+++ DATA SHOWN +++

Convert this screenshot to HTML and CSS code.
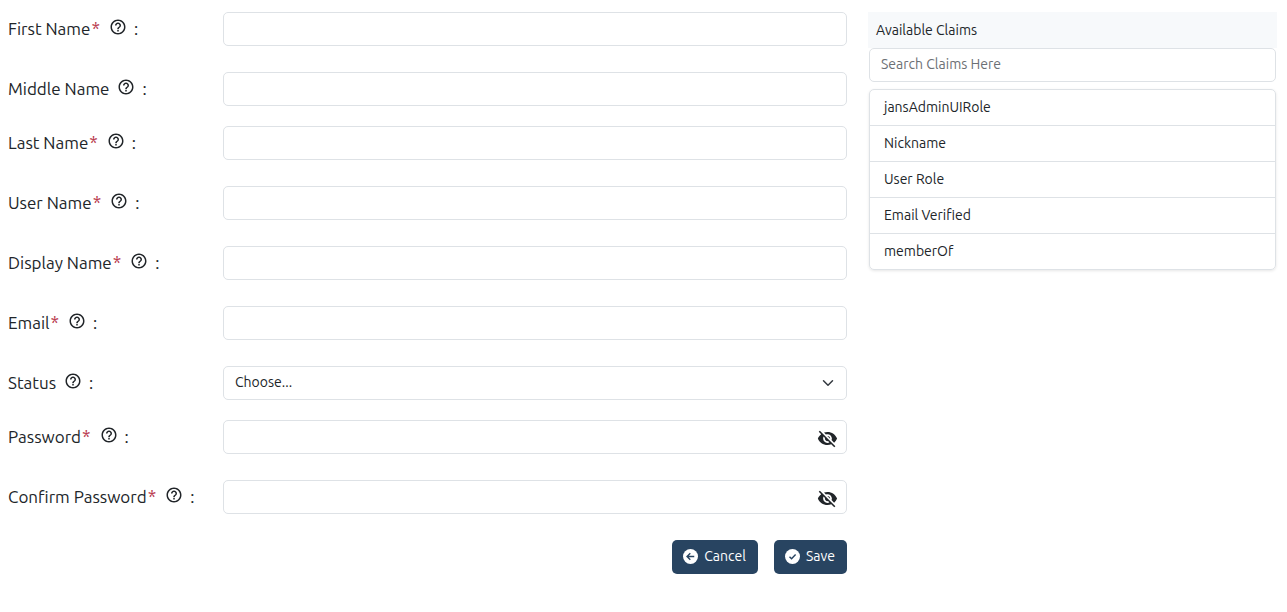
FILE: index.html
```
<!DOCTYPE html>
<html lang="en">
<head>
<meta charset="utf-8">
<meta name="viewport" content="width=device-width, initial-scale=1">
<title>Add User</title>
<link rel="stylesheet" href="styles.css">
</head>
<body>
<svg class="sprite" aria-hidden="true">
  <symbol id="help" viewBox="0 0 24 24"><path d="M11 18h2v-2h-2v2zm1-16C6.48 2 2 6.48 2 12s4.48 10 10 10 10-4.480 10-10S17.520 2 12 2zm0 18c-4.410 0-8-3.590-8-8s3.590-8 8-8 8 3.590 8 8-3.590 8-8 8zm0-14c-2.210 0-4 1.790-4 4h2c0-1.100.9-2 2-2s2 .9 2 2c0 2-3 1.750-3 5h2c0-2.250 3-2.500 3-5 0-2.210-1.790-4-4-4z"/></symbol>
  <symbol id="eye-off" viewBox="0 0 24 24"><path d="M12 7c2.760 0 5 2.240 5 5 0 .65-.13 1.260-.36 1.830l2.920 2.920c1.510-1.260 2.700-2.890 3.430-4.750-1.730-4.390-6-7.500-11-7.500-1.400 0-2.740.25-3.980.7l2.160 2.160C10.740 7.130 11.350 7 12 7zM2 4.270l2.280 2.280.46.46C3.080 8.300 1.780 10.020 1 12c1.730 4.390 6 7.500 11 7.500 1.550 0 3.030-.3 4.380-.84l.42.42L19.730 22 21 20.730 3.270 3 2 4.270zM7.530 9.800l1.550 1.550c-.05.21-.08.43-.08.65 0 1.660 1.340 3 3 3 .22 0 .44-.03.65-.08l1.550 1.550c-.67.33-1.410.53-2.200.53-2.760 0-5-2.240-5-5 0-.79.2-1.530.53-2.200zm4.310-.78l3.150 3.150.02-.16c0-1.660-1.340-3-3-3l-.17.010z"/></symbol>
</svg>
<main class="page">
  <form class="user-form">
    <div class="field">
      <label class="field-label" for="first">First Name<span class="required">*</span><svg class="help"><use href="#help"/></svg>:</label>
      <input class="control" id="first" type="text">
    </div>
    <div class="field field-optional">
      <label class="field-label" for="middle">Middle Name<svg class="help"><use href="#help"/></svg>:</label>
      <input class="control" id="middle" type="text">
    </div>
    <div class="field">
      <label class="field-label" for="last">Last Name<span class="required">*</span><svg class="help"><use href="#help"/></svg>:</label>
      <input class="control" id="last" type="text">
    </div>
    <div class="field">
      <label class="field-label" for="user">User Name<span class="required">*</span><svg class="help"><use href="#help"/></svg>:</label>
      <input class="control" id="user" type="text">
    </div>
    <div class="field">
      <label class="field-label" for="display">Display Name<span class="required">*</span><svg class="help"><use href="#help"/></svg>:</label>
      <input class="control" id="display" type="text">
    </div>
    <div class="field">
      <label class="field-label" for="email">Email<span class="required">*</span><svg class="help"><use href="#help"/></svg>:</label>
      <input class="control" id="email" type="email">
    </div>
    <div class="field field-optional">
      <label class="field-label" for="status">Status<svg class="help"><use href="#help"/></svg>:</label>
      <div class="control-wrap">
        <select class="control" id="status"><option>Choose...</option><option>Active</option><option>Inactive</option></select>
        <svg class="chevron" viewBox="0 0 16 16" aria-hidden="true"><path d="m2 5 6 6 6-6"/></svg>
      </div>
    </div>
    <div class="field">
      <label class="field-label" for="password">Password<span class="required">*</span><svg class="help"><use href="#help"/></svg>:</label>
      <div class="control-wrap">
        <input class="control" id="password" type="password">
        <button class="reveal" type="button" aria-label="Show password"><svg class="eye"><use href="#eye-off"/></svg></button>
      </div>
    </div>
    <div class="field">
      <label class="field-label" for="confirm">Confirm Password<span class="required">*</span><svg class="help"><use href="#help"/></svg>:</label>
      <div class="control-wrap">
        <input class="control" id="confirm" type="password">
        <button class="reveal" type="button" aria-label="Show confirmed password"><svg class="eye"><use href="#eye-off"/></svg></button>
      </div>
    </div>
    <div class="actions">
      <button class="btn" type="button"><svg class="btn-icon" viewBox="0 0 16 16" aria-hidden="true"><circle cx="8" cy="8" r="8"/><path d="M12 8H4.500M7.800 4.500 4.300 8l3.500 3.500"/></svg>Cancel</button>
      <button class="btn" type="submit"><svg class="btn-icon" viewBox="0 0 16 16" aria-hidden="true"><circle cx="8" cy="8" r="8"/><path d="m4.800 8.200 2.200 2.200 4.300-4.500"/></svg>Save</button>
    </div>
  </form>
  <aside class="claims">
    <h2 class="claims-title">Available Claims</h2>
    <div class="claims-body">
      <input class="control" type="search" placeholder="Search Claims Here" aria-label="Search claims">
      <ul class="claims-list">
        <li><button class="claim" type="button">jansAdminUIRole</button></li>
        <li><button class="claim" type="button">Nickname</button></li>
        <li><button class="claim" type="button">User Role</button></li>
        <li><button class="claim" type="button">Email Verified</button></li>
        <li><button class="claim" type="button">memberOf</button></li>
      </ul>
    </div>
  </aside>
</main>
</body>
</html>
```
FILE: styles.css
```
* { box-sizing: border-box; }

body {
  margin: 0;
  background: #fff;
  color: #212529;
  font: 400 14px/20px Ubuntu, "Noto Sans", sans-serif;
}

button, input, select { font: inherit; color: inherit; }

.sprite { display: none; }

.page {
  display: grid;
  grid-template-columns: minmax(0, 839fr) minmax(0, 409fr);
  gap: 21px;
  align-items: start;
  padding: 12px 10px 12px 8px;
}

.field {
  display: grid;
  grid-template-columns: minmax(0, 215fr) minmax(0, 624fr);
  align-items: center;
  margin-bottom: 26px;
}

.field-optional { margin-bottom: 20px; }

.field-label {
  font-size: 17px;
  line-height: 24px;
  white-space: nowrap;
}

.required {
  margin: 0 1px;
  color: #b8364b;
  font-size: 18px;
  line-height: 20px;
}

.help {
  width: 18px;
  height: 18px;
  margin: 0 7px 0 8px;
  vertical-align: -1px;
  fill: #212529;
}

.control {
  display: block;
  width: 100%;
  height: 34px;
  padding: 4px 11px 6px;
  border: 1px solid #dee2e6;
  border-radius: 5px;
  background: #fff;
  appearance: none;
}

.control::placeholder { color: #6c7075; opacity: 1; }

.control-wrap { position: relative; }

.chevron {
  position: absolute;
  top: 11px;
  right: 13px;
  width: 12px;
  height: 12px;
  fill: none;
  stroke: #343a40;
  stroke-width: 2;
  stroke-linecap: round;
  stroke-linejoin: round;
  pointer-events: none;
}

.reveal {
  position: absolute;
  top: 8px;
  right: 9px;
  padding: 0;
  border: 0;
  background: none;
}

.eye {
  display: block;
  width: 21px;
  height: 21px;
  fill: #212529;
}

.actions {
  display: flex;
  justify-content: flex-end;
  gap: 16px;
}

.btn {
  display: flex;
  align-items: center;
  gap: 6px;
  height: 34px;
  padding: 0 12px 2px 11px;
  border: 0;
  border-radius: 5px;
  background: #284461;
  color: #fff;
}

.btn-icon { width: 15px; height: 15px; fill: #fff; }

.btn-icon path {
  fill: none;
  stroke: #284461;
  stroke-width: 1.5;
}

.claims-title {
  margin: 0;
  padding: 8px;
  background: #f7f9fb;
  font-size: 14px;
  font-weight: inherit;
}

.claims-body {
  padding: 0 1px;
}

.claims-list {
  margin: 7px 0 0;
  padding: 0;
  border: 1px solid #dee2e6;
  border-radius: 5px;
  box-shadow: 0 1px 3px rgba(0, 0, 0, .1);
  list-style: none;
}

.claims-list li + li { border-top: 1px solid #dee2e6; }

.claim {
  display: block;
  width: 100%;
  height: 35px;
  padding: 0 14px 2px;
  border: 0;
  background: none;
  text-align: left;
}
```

+++

[PROBLEM DESCRIPTION]
Leave the pictures out and copy the rest of the data exactly.

[SOLUTION TO THE EXERCISE]
Convert this screenshot to HTML and CSS code.
FILE: index.html
```
<!DOCTYPE html>
<html lang="en">
<head>
<meta charset="utf-8">
<meta name="viewport" content="width=device-width, initial-scale=1">
<title>Add User</title>
<link rel="stylesheet" href="styles.css">
</head>
<body>
<svg class="sprite" aria-hidden="true">
  <symbol id="help" viewBox="0 0 24 24"><path d="M11 18h2v-2h-2v2zm1-16C6.48 2 2 6.48 2 12s4.48 10 10 10 10-4.480 10-10S17.520 2 12 2zm0 18c-4.410 0-8-3.590-8-8s3.590-8 8-8 8 3.590 8 8-3.590 8-8 8zm0-14c-2.210 0-4 1.790-4 4h2c0-1.100.9-2 2-2s2 .9 2 2c0 2-3 1.750-3 5h2c0-2.250 3-2.500 3-5 0-2.210-1.790-4-4-4z"/></symbol>
  <symbol id="eye-off" viewBox="0 0 24 24"><path d="M12 7c2.760 0 5 2.240 5 5 0 .65-.13 1.260-.36 1.830l2.920 2.920c1.510-1.260 2.700-2.890 3.430-4.750-1.730-4.390-6-7.500-11-7.500-1.400 0-2.740.25-3.980.7l2.160 2.160C10.740 7.130 11.350 7 12 7zM2 4.270l2.280 2.280.46.46C3.080 8.300 1.780 10.020 1 12c1.730 4.390 6 7.500 11 7.500 1.550 0 3.030-.3 4.380-.84l.42.42L19.730 22 21 20.730 3.270 3 2 4.270zM7.530 9.800l1.550 1.550c-.05.21-.08.43-.08.65 0 1.660 1.340 3 3 3 .22 0 .44-.03.65-.08l1.550 1.550c-.67.33-1.410.53-2.200.53-2.760 0-5-2.240-5-5 0-.79.2-1.530.53-2.200zm4.310-.78l3.150 3.150.02-.16c0-1.660-1.340-3-3-3l-.17.010z"/></symbol>
</svg>
<main class="page">
  <form class="user-form">
    <div class="field">
      <label class="field-label" for="first">First Name<span class="required">*</span><svg class="help"><use href="#help"/></svg>:</label>
      <input class="control" id="first" type="text">
    </div>
    <div class="field field-optional">
      <label class="field-label" for="middle">Middle Name<svg class="help"><use href="#help"/></svg>:</label>
      <input class="control" id="middle" type="text">
    </div>
    <div class="field">
      <label class="field-label" for="last">Last Name<span class="required">*</span><svg class="help"><use href="#help"/></svg>:</label>
      <input class="control" id="last" type="text">
    </div>
    <div class="field">
      <label class="field-label" for="user">User Name<span class="required">*</span><svg class="help"><use href="#help"/></svg>:</label>
      <input class="control" id="user" type="text">
    </div>
    <div class="field">
      <label class="field-label" for="display">Display Name<span class="required">*</span><svg class="help"><use href="#help"/></svg>:</label>
      <input class="control" id="display" type="text">
    </div>
    <div class="field">
      <label class="field-label" for="email">Email<span class="required">*</span><svg class="help"><use href="#help"/></svg>:</label>
      <input class="control" id="email" type="email">
    </div>
    <div class="field field-optional">
      <label class="field-label" for="status">Status<svg class="help"><use href="#help"/></svg>:</label>
      <div class="control-wrap">
        <select class="control" id="status"><option>Choose...</option><option>Active</option><option>Inactive</option></select>
        <svg class="chevron" viewBox="0 0 16 16" aria-hidden="true"><path d="m2 5 6 6 6-6"/></svg>
      </div>
    </div>
    <div class="field">
      <label class="field-label" for="password">Password<span class="required">*</span><svg class="help"><use href="#help"/></svg>:</label>
      <div class="control-wrap">
        <input class="control" id="password" type="password">
        <button class="reveal" type="button" aria-label="Show password"><svg class="eye"><use href="#eye-off"/></svg></button>
      </div>
    </div>
    <div class="field">
      <label class="field-label" for="confirm">Confirm Password<span class="required">*</span><svg class="help"><use href="#help"/></svg>:</label>
      <div class="control-wrap">
        <input class="control" id="confirm" type="password">
        <button class="reveal" type="button" aria-label="Show confirmed password"><svg class="eye"><use href="#eye-off"/></svg></button>
      </div>
    </div>
    <div class="actions">
      <button class="btn" type="button"><svg class="btn-icon" viewBox="0 0 16 16" aria-hidden="true"><circle cx="8" cy="8" r="8"/><path d="M12 8H4.500M7.800 4.500 4.300 8l3.500 3.500"/></svg>Cancel</button>
      <button class="btn" type="submit"><svg class="btn-icon" viewBox="0 0 16 16" aria-hidden="true"><circle cx="8" cy="8" r="8"/><path d="m4.800 8.200 2.200 2.200 4.300-4.500"/></svg>Save</button>
    </div>
  </form>
  <aside class="claims">
    <h2 class="claims-title">Available Claims</h2>
    <div class="claims-body">
      <input class="control" type="search" placeholder="Search Claims Here" aria-label="Search claims">
      <ul class="claims-list">
        <li><button class="claim" type="button">jansAdminUIRole</button></li>
        <li><button class="claim" type="button">Nickname</button></li>
        <li><button class="claim" type="button">User Role</button></li>
        <li><button class="claim" type="button">Email Verified</button></li>
        <li><button class="claim" type="button">memberOf</button></li>
      </ul>
    </div>
  </aside>
</main>
</body>
</html>
```
FILE: styles.css
```
* { box-sizing: border-box; }

body {
  margin: 0;
  background: #fff;
  color: #212529;
  font: 400 14px/20px Ubuntu, "Noto Sans", sans-serif;
}

button, input, select { font: inherit; color: inherit; }

.sprite { display: none; }

.page {
  display: grid;
  grid-template-columns: minmax(0, 839fr) minmax(0, 409fr);
  gap: 21px;
  align-items: start;
  padding: 12px 10px 12px 8px;
}

.field {
  display: grid;
  grid-template-columns: minmax(0, 215fr) minmax(0, 624fr);
  align-items: center;
  margin-bottom: 26px;
}

.field-optional { margin-bottom: 20px; }

.field-label {
  font-size: 17px;
  line-height: 24px;
  white-space: nowrap;
}

.required {
  margin: 0 1px;
  color: #b8364b;
  font-size: 18px;
  line-height: 20px;
}

.help {
  width: 18px;
  height: 18px;
  margin: 0 7px 0 8px;
  vertical-align: -1px;
  fill: #212529;
}

.control {
  display: block;
  width: 100%;
  height: 34px;
  padding: 4px 11px 6px;
  border: 1px solid #dee2e6;
  border-radius: 5px;
  background: #fff;
  appearance: none;
}

.control::placeholder { color: #6c7075; opacity: 1; }

.control-wrap { position: relative; }

.chevron {
  position: absolute;
  top: 11px;
  right: 13px;
  width: 12px;
  height: 12px;
  fill: none;
  stroke: #343a40;
  stroke-width: 2;
  stroke-linecap: round;
  stroke-linejoin: round;
  pointer-events: none;
}

.reveal {
  position: absolute;
  top: 8px;
  right: 9px;
  padding: 0;
  border: 0;
  background: none;
}

.eye {
  display: block;
  width: 21px;
  height: 21px;
  fill: #212529;
}

.actions {
  display: flex;
  justify-content: flex-end;
  gap: 16px;
}

.btn {
  display: flex;
  align-items: center;
  gap: 6px;
  height: 34px;
  padding: 0 12px 2px 11px;
  border: 0;
  border-radius: 5px;
  background: #284461;
  color: #fff;
}

.btn-icon { width: 15px; height: 15px; fill: #fff; }

.btn-icon path {
  fill: none;
  stroke: #284461;
  stroke-width: 1.5;
}

.claims-title {
  margin: 0;
  padding: 8px;
  background: #f7f9fb;
  font-size: 14px;
  font-weight: inherit;
}

.claims-body {
  padding: 0 1px;
}

.claims-list {
  margin: 7px 0 0;
  padding: 0;
  border: 1px solid #dee2e6;
  border-radius: 5px;
  box-shadow: 0 1px 3px rgba(0, 0, 0, .1);
  list-style: none;
}

.claims-list li + li { border-top: 1px solid #dee2e6; }

.claim {
  display: block;
  width: 100%;
  height: 35px;
  padding: 0 14px 2px;
  border: 0;
  background: none;
  text-align: left;
}
```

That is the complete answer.